The US is much younger than Europe and our immaturity frequently sends us into these unpredictable spasms like the 18th amendment. We'll come around, but the sane minds that will have to prevent WW 3 will be European. As the musical prophet Eric Dolphy would say, at this moment we are "Out to Lunch." 

@rauliruegas , And that is why Howard Johnson's made 28 flavors. 

At this moment I am integrating my new MA 2 amplifiers into the system and it has been anything but smooth sailing. I have a circuit breaker that keeps tripping. It can't handle the load. I will have to upgrade that line. And I just learned that I can not interrupt the power to the JC 1s or they will not trigger. They will require a whole new line. Antiskating is the least of my worries.
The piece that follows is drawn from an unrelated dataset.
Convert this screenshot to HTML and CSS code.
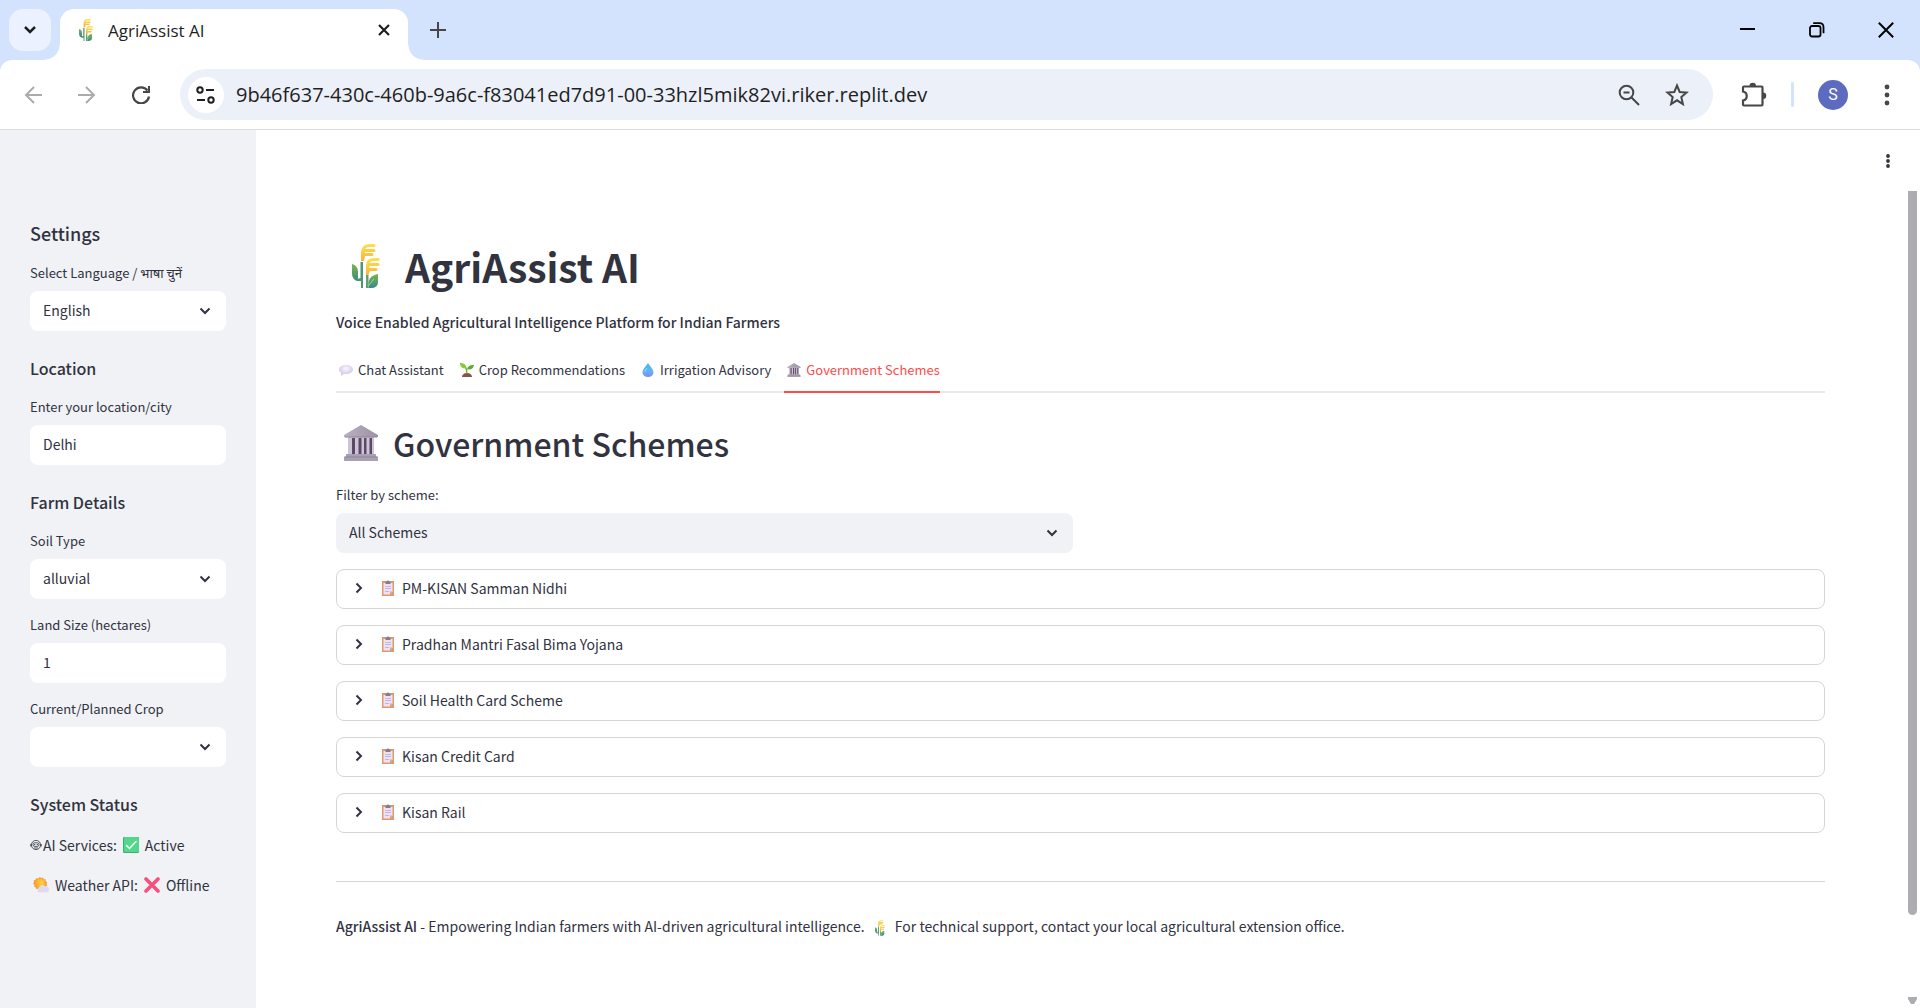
FILE: index.html
```html
<!DOCTYPE html>
<html lang="en">
<head>
<meta charset="utf-8">
<meta name="viewport" content="width=device-width, initial-scale=1">
<title>AgriAssist AI</title>
<link rel="stylesheet" href="styles.css">
</head>
<body>
<svg class="sprite" aria-hidden="true">
  <defs>
    <linearGradient id="gold" x1="0" y1="0" x2="0" y2="1"><stop offset="0" stop-color="#ffe14f"/><stop offset="1" stop-color="#f7b13c"/></linearGradient>
    <linearGradient id="leaf" x1="0" y1="0" x2="0" y2="1"><stop offset="0" stop-color="#79b64a"/><stop offset="1" stop-color="#3b8a86"/></linearGradient>
    <linearGradient id="water" x1="0" y1="0" x2="0" y2="1"><stop offset="0" stop-color="#3fb4ee"/><stop offset=".6" stop-color="#62b4fb"/><stop offset="1" stop-color="#8a83f5"/></linearGradient>
    <radialGradient id="sun" cx=".6" cy=".4" r=".6"><stop offset="0" stop-color="#ffd23c"/><stop offset="1" stop-color="#f8a62b"/></radialGradient>
    <radialGradient id="bubble" cx=".5" cy=".35" r=".6"><stop offset="0" stop-color="#fbf6ff"/><stop offset="1" stop-color="#d3c3e2"/></radialGradient>
    <linearGradient id="stone" x1="0" y1="0" x2="1" y2="0"><stop offset="0" stop-color="#b9b0c0"/><stop offset="1" stop-color="#9c92a6"/></linearGradient>
  </defs>
  <symbol id="chevron-down" viewBox="0 0 12 8"><path d="M1.500 1.500 6 6l4.500-4.500" fill="none" stroke="currentColor" stroke-width="2"/></symbol>
  <symbol id="chevron-right" viewBox="0 0 8 12"><path d="M1.500 1.500 6 6l-4.500 4.500" fill="none" stroke="currentColor" stroke-width="2"/></symbol>
  <symbol id="rice" viewBox="0 0 28 44">
    <path d="M0 20C4 21 6 24 6 28V35H9V37H5C2 36 0 33 0 30Z" fill="url(#leaf)"/>
    <path d="M8.500 34V18H11V44H9V37H5V35Z" fill="#4c9675"/>
    <path d="M9 17V10C9 4 12 0 17 0H22C24 0 24 3 22 3H17Q14 3 13 5H22C24 5 24 8 22 8H13V9H20C22 9 22 12 20 12H13L12 17Z" fill="url(#gold)"/>
    <path d="M14 32V23C14 17 17 14 21 14H26C28.500 14 28.500 17 26 17H20Q18 18 17.500 19H26C28 19 28 22 26 22H17.500V24H24C26 24 26 27 24 27H18L16 32Z" fill="url(#gold)"/>
    <path d="M14 31H16.500V44H14Z" fill="#5f9e78"/>
    <path d="M26 30V38C26 42 23 44 19 44H16.500V39C17 34 20 31 26 30Z" fill="url(#leaf)"/>
    <path d="M16 42 22 35" stroke="#a5d2b0" fill="none"/>
  </symbol>
  <symbol id="bank" viewBox="0 0 34 36">
    <path d="M17 0 34 10V12H0V10Z" fill="url(#stone)"/>
    <path d="M4 12H30V30H4Z" fill="#cdc5d3"/>
    <path d="M8 13H11V30H8ZM14.500 13H17.500V30H14.500ZM20 13H22.500V30H20ZM25.500 13H28V30H25.500Z" fill="#5d4868"/>
    <path d="M2 29H32V31.500H34V36H0V31.500H2Z" fill="#aaa0b1"/>
    <path d="M1 12H33M1 32H33" stroke="#8f8498" stroke-width="1"/>
  </symbol>
  <symbol id="chat" viewBox="0 0 14 12">
    <path d="M7 1C11 1 14 3 14 5.500S11 10 7 10C6 10 5.500 10 5 9.800L3 11.500C2 12 2 11 2.200 9C1 8 0 7 0 5.500 0 3 3 1 7 1Z" fill="url(#bubble)"/>
  </symbol>
  <symbol id="sprout" viewBox="0 0 14 14">
    <path d="M2 14C2 11.500 4.500 10 7 10S12 11.500 12 14Z" fill="#8b5148"/>
    <path d="M6.200 11C6 8 6 6 4.800 4.800L6 4C7.500 6 7.300 8 7.500 11Z" fill="#74a52e"/>
    <path d="M0 0C3 0 6 .5 6.500 5.500C3 5.500 0 4.500 0 0Z" fill="#86cc31"/>
    <path d="M14 2C10.500 1.500 7.500 3 7 6.500C11 7 13.500 5.500 14 2Z" fill="#5faa35"/>
  </symbol>
  <symbol id="drop" viewBox="0 0 11 14"><path d="M5.500 0C7.500 3.500 11 6 11 9.500A5.500 4.500 0 0 1 0 9.500C0 6 3.500 3.500 5.500 0Z" fill="url(#water)"/><path d="M2.500 8.500Q3 6.500 4.500 5" stroke="#9fdbfb" fill="none"/></symbol>
  <symbol id="clipboard" viewBox="0 0 12 16">
    <path d="M0 1H12V16H0Z" fill="#e09a6a"/>
    <path d="M1.500 3H10.500V11.500L8 14.500H1.500Z" fill="#ebe3f4"/>
    <path d="M10.500 11.500 8 14.500 8 11.500Z" fill="#b9a8cb"/>
    <path d="M3.500 1.500H5Q6-1 7 1.500H8.500V4H3.500Z" fill="#85798f"/>
    <path d="M3 6.500H9M3 8.500H9M3 11.500H7" stroke="#c3b5d3" stroke-width="1"/>
  </symbol>
  <symbol id="robot" viewBox="0 0 12 12">
    <g fill="none" stroke="#31333f" stroke-width=".8"><circle cx="6" cy="6" r="4.600"/><rect x="3" y="3.800" width="6" height="3.600" rx="1.500"/><path d="M.7 5V7.500M11.300 5V7.500M4 9H8"/></g>
    <circle cx="4.700" cy="5.600" r=".7" fill="#31333f"/><circle cx="7.300" cy="5.600" r=".7" fill="#31333f"/>
  </symbol>
  <symbol id="check" viewBox="0 0 16 16"><rect width="16" height="16" rx="1" fill="#3fae72"/><rect x="1" width="15" height="15" rx="1" fill="#53d78d"/><path d="M3.500 8.500 6.500 11.500 13 4.500" stroke="#fff" stroke-width="1.500" stroke-linecap="round" fill="none"/></symbol>
  <symbol id="cross" viewBox="0 0 16 16"><path d="M2 2 14 14M14 2 2 14" stroke="#f8507c" stroke-width="3.600" stroke-linecap="round"/></symbol>
  <symbol id="weather" viewBox="0 0 16 16">
    <path d="M7 0 8.300 1.200 10 .6 10.800 2.200 12.600 2.300 12.700 4.200 14.200 5.200 13.500 7 14.200 8.600 12.700 9.600 12.400 11.500 10.600 11.600 9.700 13.200 8 12.500 6.300 13.500 5.200 12.100 3.300 12.100 2.900 10.400 1 9.600 1.600 7.900 0 6.700 1 5.200 .7 3.600 2.400 2.900 3 1.300 4.900 1.400Z" fill="#f69a3e"/>
    <circle cx="7.200" cy="6.800" r="5.300" fill="url(#sun)"/>
    <path d="M6 15.500A2.700 2.700 0 0 1 6 10.600 3.400 3.400 0 0 1 12 9.200 3.200 3.200 0 1 1 13 15.500Z" fill="#e0daee"/>
  </symbol>
</svg>

<header class="browser">
  <div class="tabstrip">
    <button class="tab-search" aria-label="Search tabs"><svg width="14" height="10"><path d="M2 2 7 7l5-5" fill="none" stroke="#1f1f1f" stroke-width="2.500"/></svg></button>
    <div class="browser-tab">
      <svg class="favicon"><use href="#rice"/></svg>
      <span class="tab-title">AgriAssist AI</span>
      <button class="icon-button" aria-label="Close tab"><svg width="14" height="14"><path d="M2 2 12 12M12 2 2 12" stroke="#1f1f1f" stroke-width="2.200"/></svg></button>
    </div>
    <button class="icon-button new-tab" aria-label="New tab"><svg width="16" height="16"><path d="M8 0V16M0 8H16" stroke="#474747" stroke-width="2"/></svg></button>
    <div class="window-controls">
      <button class="icon-button" aria-label="Minimize"><svg width="16" height="16"><path d="M0 7H15" stroke="#000" stroke-width="2"/></svg></button>
      <button class="icon-button" aria-label="Restore"><svg width="16" height="16"><g fill="none" stroke="#000" stroke-width="1.800"><rect x="1" y="4" width="10.500" height="10.500" rx="2"/><path d="M4.200 1.200H10.500Q14.500 1.200 14.500 5.200V11.200"/></g></svg></button>
      <button class="icon-button" aria-label="Close window"><svg width="16" height="16"><path d="M.8.800 15.200 15.200M15.200.8.800 15.200" stroke="#000" stroke-width="2"/></svg></button>
    </div>
  </div>
  <div class="toolbar">
    <nav class="history" aria-label="History">
      <button class="icon-button" aria-label="Back"><svg width="18" height="18"><path d="M18 9H2M10 1 2 9l8 8" fill="none" stroke="#ababab" stroke-width="2"/></svg></button>
      <button class="icon-button" aria-label="Forward"><svg width="18" height="18"><path d="M0 9H16M8 1l8 8-8 8" fill="none" stroke="#ababab" stroke-width="2"/></svg></button>
      <button class="icon-button" aria-label="Reload"><svg width="18" height="18"><path d="M15.500 4.500A8 8 0 1 0 17 10.500" fill="none" stroke="#474747" stroke-width="2.200"/><path d="M18 0V7H11V5H16V0Z" fill="#474747"/></svg></button>
    </nav>
    <div class="omnibox">
      <button class="site-info" aria-label="Site information"><svg width="20" height="18"><g fill="none" stroke="#1f1f1f" stroke-width="2"><circle cx="4" cy="4" r="2.700"/><path d="M10 4H18M1 14H9"/><circle cx="15" cy="14" r="2.700"/></g></svg></button>
      <input class="url" type="text" aria-label="Address" value="9b46f637-430c-460b-9a6c-f83041ed7d91-00-33hzl5mik82vi.riker.replit.dev">
      <button class="icon-button" aria-label="Zoom"><svg width="22" height="22"><g fill="none" stroke="#474747" stroke-width="2"><circle cx="8.500" cy="8.500" r="6.800"/><path d="M5.500 8.500H11.500M13.500 13.500 21 21"/></g></svg></button>
      <button class="icon-button" aria-label="Bookmark"><svg width="24" height="24"><path d="M12 2.500 14.700 9 21.500 9.600 16.300 14 17.900 21 12 17.300 6.100 21 7.700 14 2.500 9.600 9.300 9Z" fill="none" stroke="#474747" stroke-width="2"/></svg></button>
    </div>
    <button class="icon-button extensions" aria-label="Extensions"><svg width="26" height="26"><path d="M2 5.500Q2 4.500 3 4.500H20.500Q21.500 4.500 21.500 5.500V22.500Q21.500 23.500 20.500 23.500H3Q2 23.500 2 22.500V18.500C7 17.500 7 10.500 2 9.500Z" fill="none" stroke="#474747" stroke-width="2.200"/><path d="M8.500 4A3.200 3.200 0 0 1 15 4ZM22 10.500A3.200 3.200 0 0 1 22 17Z" fill="#474747"/></svg></button>
    <span class="divider"></span>
    <button class="avatar" aria-label="Profile">S</button>
    <button class="icon-button" aria-label="Browser menu"><svg width="6" height="22"><g fill="#474747"><circle cx="3" cy="3" r="2.400"/><circle cx="3" cy="11" r="2.400"/><circle cx="3" cy="19" r="2.400"/></g></svg></button>
  </div>
</header>

<div class="app">
  <aside class="sidebar">
    <h2 class="side-title">Settings</h2>
    <div class="field">
      <label for="language">Select Language / भाषा चुनें</label>
      <div class="select-box"><select id="language"><option>English</option></select><svg class="arrow"><use href="#chevron-down"/></svg></div>
    </div>
    <h3 class="side-heading">Location</h3>
    <div class="field">
      <label for="city">Enter your location/city</label>
      <input id="city" type="text" value="Delhi">
    </div>
    <h3 class="side-heading">Farm Details</h3>
    <div class="field">
      <label for="soil">Soil Type</label>
      <div class="select-box"><select id="soil"><option>alluvial</option></select><svg class="arrow"><use href="#chevron-down"/></svg></div>
    </div>
    <div class="field">
      <label for="land">Land Size (hectares)</label>
      <input id="land" type="text" inputmode="decimal" value="1">
    </div>
    <div class="field">
      <label for="crop">Current/Planned Crop</label>
      <div class="select-box"><select id="crop"><option></option></select><svg class="arrow"><use href="#chevron-down"/></svg></div>
    </div>
    <h3 class="side-heading">System Status</h3>
    <p class="status"><svg class="robot"><use href="#robot"/></svg><span>AI Services:</span><svg class="mark"><use href="#check"/></svg><span>Active</span></p>
    <p class="status"><svg class="mark sky"><use href="#weather"/></svg><span>Weather API:</span><svg class="mark"><use href="#cross"/></svg><span>Offline</span></p>
  </aside>

  <div class="page">
    <div class="app-header">
      <button class="icon-button" aria-label="App menu"><svg width="6" height="14"><g fill="#31333f"><circle cx="3" cy="2" r="1.900"/><circle cx="3" cy="7" r="1.900"/><circle cx="3" cy="12" r="1.900"/></g></svg></button>
    </div>
    <div class="scroll-area">
      <main class="content">
        <h1 class="title"><svg><use href="#rice"/></svg>AgriAssist AI</h1>
        <p class="tagline">Voice Enabled Agricultural Intelligence Platform for Indian Farmers</p>
        <div class="tabs" role="tablist">
          <button role="tab" aria-selected="false"><svg><use href="#chat"/></svg>Chat Assistant</button>
          <button role="tab" aria-selected="false"><svg><use href="#sprout"/></svg>Crop Recommendations</button>
          <button role="tab" aria-selected="false"><svg><use href="#drop"/></svg>Irrigation Advisory</button>
          <button role="tab" aria-selected="true"><svg><use href="#bank"/></svg>Government Schemes</button>
        </div>
        <h2 class="section-title"><svg><use href="#bank"/></svg>Government Schemes</h2>
        <div class="field filter">
          <label for="scheme">Filter by scheme:</label>
          <div class="select-box"><select id="scheme"><option>All Schemes</option></select><svg class="arrow"><use href="#chevron-down"/></svg></div>
        </div>
        <details class="scheme"><summary><svg class="caret"><use href="#chevron-right"/></svg><svg class="clip"><use href="#clipboard"/></svg>PM-KISAN Samman Nidhi</summary></details>
        <details class="scheme"><summary><svg class="caret"><use href="#chevron-right"/></svg><svg class="clip"><use href="#clipboard"/></svg>Pradhan Mantri Fasal Bima Yojana</summary></details>
        <details class="scheme"><summary><svg class="caret"><use href="#chevron-right"/></svg><svg class="clip"><use href="#clipboard"/></svg>Soil Health Card Scheme</summary></details>
        <details class="scheme"><summary><svg class="caret"><use href="#chevron-right"/></svg><svg class="clip"><use href="#clipboard"/></svg>Kisan Credit Card</summary></details>
        <details class="scheme"><summary><svg class="caret"><use href="#chevron-right"/></svg><svg class="clip"><use href="#clipboard"/></svg>Kisan Rail</summary></details>
        <footer class="footer"><strong>AgriAssist AI</strong> - Empowering Indian farmers with AI-driven agricultural intelligence. <svg><use href="#rice"/></svg> For technical support, contact your local agricultural extension office.</footer>
      </main>
      <div class="scrollbar" aria-hidden="true"><span class="thumb"></span><svg width="9" height="7"><path d="M0 0H9V2L6 7H3L0 2Z" fill="#adadb1"/></svg></div>
    </div>
  </div>
</div>
</body>
</html>
```
FILE: styles.css
```css
* { box-sizing: border-box; }

body {
  margin: 0;
  min-height: 100vh;
  display: flex;
  flex-direction: column;
  background: #fff;
  color: #31333f;
  font-family: "Noto Sans CJK SC", "Noto Sans", sans-serif;
  font-size: 14px;
  line-height: 24px;
}

h1, h2, h3, p { margin: 0; }
button, input, select { font: inherit; color: inherit; border: 0; padding: 0; background: none; }
svg { flex: none; }
.sprite { position: absolute; width: 0; height: 0; }

.icon-button {
  width: 30px;
  height: 30px;
  display: flex;
  align-items: center;
  justify-content: center;
  flex: none;
}

/* Browser chrome */
.browser { font-family: "Open Sans", "Noto Sans", sans-serif; background: #d3e3fd; color: #1f1f1f; }
.tabstrip { display: flex; align-items: flex-start; height: 60px; padding: 9px 12px 0 9px; }
.tab-search {
  width: 42px;
  height: 42px;
  border-radius: 14px;
  background: #ebf1fe;
  display: flex;
  align-items: center;
  justify-content: center;
}
.browser-tab {
  position: relative;
  width: 348px;
  height: 51px;
  margin-left: 9px;
  padding: 0 9px 9px 19px;
  border-radius: 14px 14px 0 0;
  background: #fff;
  display: flex;
  align-items: center;
}
.browser-tab::before, .browser-tab::after {
  content: "";
  position: absolute;
  bottom: 0;
  width: 15px;
  height: 15px;
}
.browser-tab::before { right: 100%; background: radial-gradient(circle at 0 0, transparent 14px, #fff 15px); }
.browser-tab::after { left: 100%; background: radial-gradient(circle at 100% 0, transparent 14px, #fff 15px); }
.favicon { width: 14px; height: 22px; }
.tab-title { flex: 1; margin-left: 15px; padding-top: 2px; font-size: 17px; }
.new-tab { margin: 6px 0 0 15px; }
.window-controls { display: flex; gap: 39px; margin: 6px 0 0 auto; padding-right: 7px; }

.toolbar {
  display: flex;
  align-items: center;
  padding: 9px 18px;
  background: #fff;
  border-bottom: 1px solid #dcdcdf;
  border-radius: 12px 12px 0 0;
}
.history { display: flex; gap: 24px; margin-right: 24px; }
.omnibox {
  flex: 1;
  display: flex;
  align-items: center;
  gap: 18px;
  height: 51px;
  padding: 0 21px 0 8px;
  border-radius: 26px;
  background: #ecf0f9;
}
.site-info {
  width: 36px;
  height: 36px;
  margin-right: -6px;
  border-radius: 50%;
  background: #fff;
  display: flex;
  align-items: center;
  justify-content: center;
}
.url { flex: 1; min-width: 0; font-size: 20px; }
.extensions { margin-left: 26px; }
.divider { width: 3px; height: 25px; margin: 0 24px 0 22px; border-radius: 2px; background: #d3e3fd; }
.avatar {
  width: 30px;
  height: 30px;
  margin-right: 24px;
  border-radius: 50%;
  background: #5c6bc0;
  color: #fff;
  font-family: Roboto, sans-serif;
  font-size: 16px;
}

/* App shell */
.app { flex: 1; display: flex; }
.sidebar {
  flex: none;
  width: 256px;
  padding: 81px 30px 24px;
  background: #f0f2f6;
  display: flex;
  flex-direction: column;
  gap: 16px;
}
.side-title { padding-top: 8px; font-size: 18px; line-height: 28px; font-weight: 500; }
.side-heading { padding-top: 8px; font-size: 16px; line-height: 26px; font-weight: 500; }

.field { display: flex; flex-direction: column; gap: 4px; }
.field label { padding-bottom: 4px; font-size: 13px; line-height: 20px; white-space: nowrap; }
.field input, .field select {
  width: 100%;
  height: 40px;
  padding: 0 13px 2px;
  border-radius: 8px;
  background: #fff;
  appearance: none;
}
.select-box { display: grid; align-items: center; }
.select-box > * { grid-area: 1 / 1; }
.arrow { width: 12px; height: 8px; margin-right: 15px; justify-self: end; pointer-events: none; }

.status { display: flex; align-items: center; gap: 6px; height: 24px; white-space: nowrap; }
.robot { width: 12px; height: 12px; margin-right: -5px; }
.mark { width: 16px; height: 16px; }
.sky { margin-left: 3px; }

/* Page */
.page { flex: 1; min-width: 0; display: flex; flex-direction: column; }
.app-header { display: flex; justify-content: flex-end; align-items: center; height: 61px; padding-right: 17px; }
.scroll-area { flex: 1; display: flex; }
.content {
  flex: 1;
  min-width: 0;
  padding: 46px 80px 48px;
  display: flex;
  flex-direction: column;
  gap: 16px;
}
.scrollbar { width: 15px; display: flex; flex-direction: column; align-items: center; padding: 0 0 4px; }
.thumb { width: 9px; height: 89%; margin-bottom: auto; border-radius: 0 0 5px 5px; background: #adadb1; }

.title { display: flex; align-items: center; font-size: 39px; line-height: 58px; font-weight: 700; }
.title svg { width: 28px; height: 44px; margin: 0 25px 0 16px; }
.tagline { padding-bottom: 2px; line-height: 22px; font-weight: 500; }

.tabs { display: flex; gap: 13px; box-shadow: inset 0 -2px #e8e8ea; }
.tabs button { display: flex; align-items: center; height: 42px; padding-bottom: 2px; border-bottom: 2px solid transparent; font-size: 13px; }
.tabs svg { width: 14px; height: 14px; margin: 0 5px 0 3px; }
.tabs [aria-selected="true"] { color: #ff4b4b; border-color: #ff4b4b; }

.section-title { display: flex; align-items: center; padding: 12px 0 4px; font-size: 32px; line-height: 44px; font-weight: 500; }
.section-title svg { width: 34px; height: 36px; margin: 0 15px 0 8px; }

.filter { width: 50%; padding-right: 8px; }
.filter select { background: #f0f2f6; }

.scheme { border: 1px solid #d6d6d9; border-radius: 8px; }
.scheme summary { display: flex; align-items: center; height: 38px; padding: 0 18px 2px; list-style: none; }
.caret { width: 8px; height: 12px; }
.clip { width: 12px; height: 16px; margin: 0 8px 0 19px; }

.footer { margin-top: 32px; padding-top: 32px; border-top: 1px solid #d6d6d9; }
.footer strong { font-weight: 500; }
.footer svg { width: 10px; height: 16px; margin: 0 7px; vertical-align: middle; }
```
On the bright side before the breaker trips things are sounding remarkably good and I have not gotten around to fine tuning the system yet. The JC 1s thunder on the subwoofers. With a damping factor of 2000 they toss those cones all over the place with utter abandon. 

Have a drink and look at those cantilevers again. 

 

 

@rauliruegas I will always have a long way to go because I enjoy doing it. I spent yesterday rewiring the basement amplifier shelf with a new 20 amp service for the MA 2s. I also had to rework the trigger system. Atmasphere designed and equipped my amps with a special trigger. When presented with a 12 volt trigger (the industry standard) the amp's filaments light up first then about a minute later the B+ is triggered and the amps go operational. He did not charge me a cent for it! I hope he gets to sell it to other people as an option. Because my amps are under the speakers in the basement I could not live without a trigger system. Perhaps I am the guinea pig. I am totally fine with that. 

I am not at all sure about the tweeters yet. I have to see how the new amps do.

Thanx for the compliment. I do not think the subwoofers are high resolution...yet. They will be if I don't die first.